Acetylation of the 4-amino group of 2,4-diaminotoluene was reported to be the major acetylated amine metabolite in the rat and rabbits and guinea pigs.

The acetylation pathway represented about 15% of an intraperitoneal dose in rats and mono- as well as di-acetyl-derivates of 2,4-TDA were observed in different quantities in the urine of rats (15% of the dose), rabbits (8%), guinea pigs (8%), and dogs (about < 1%).

 

In vitro studies in the presence of cytosols of different organs and species show that the N-acetylation giving 4-mono-acetyl- and 2,4-diacetyl-derivates most effectively occurs in the liver. Selective N-acetylation at the p-amino group was demonstrated N-acetylation of the o-amino group was not detected.

There are differences evident in species and sex . In comparing the species, the N-acetylation in hamster liver cytosol was the strongest followed by guinea pigs, rabbits, mice, and rats. In contrast, human liver cytosol formed only trace amounts of N-acetyl-derivates, and with cytosol of dogs no acetylation could be found.

The acetylation with liver cytosol of female mice or male rats was greater than in each case in the other sex By virtue of the lower acetylation in humans and dogs one can assume different metabolic pathways in rodents.

N-deacetylation was examined by detecting the products formed during the incubation of 4-acetylamino-2-aminotoluene and 2,4-diacetylaminotoluene with the liver cytosol fraction from male rats.

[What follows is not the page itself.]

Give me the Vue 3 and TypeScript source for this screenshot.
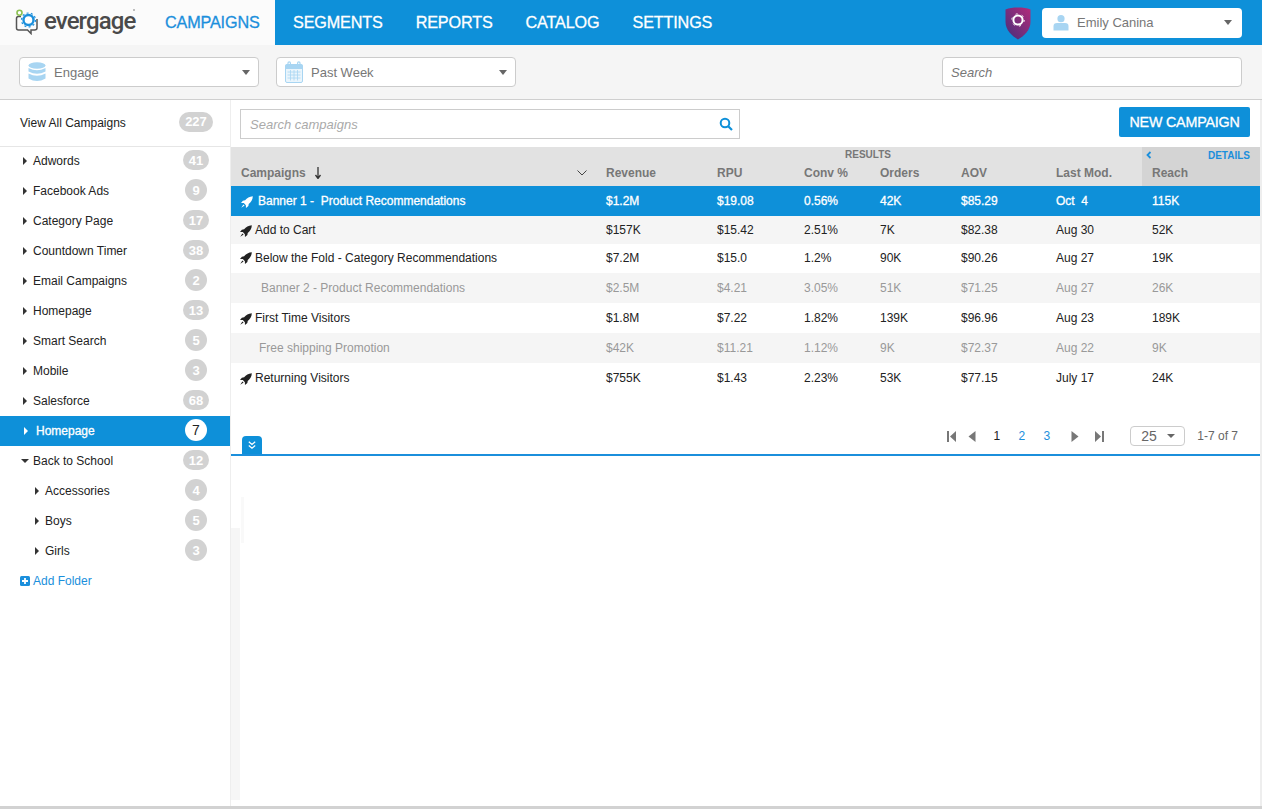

The cytosol catalyzed the deacetylations to produce 2,4-TDA and 2- acetylamino-4-aminotoluene.

During incubation of 2,6-TDA with rat liver-S9-Mix from Aroclor-pretreated animals a dimethyl-diamino-dihydro-hydroxyphenazine was observed as the main metabolite (no data on the concentration used) .

 

Binding to macromolecules:

After a single oral dose of 0.25 mmol/kg (30.5 mg/kg bw) or 10 multiple doses of 0.1 mmol/kg (12 mg/kg bw) over a time range of 19 days in rats hemoglobin adducts were not detectable whereas for 2,6-TDA a hemoglobin binding index of 0.2 mmole/mole Hb/dose (single oral dose) and 0.4 mmole/mole Hb/dose (multiple oral dose) were measured, respectively .

There was a dose-dependent formation of hemoglobin adducts for 2,4-TDA and 2,6-TDA for doses from 0.5 to 250 mg/kg bw. The maximum Hb adduct content amounted to 0.36 nmol/g Hb at 24h following application for both isomers after i.p. application of 250 mg/kg bw. A linear relationship of hemoglobin versus hepatic DNA adducts was described for the 2,4-isomer. No DNA- adducts were detected for the 2,6-isomer.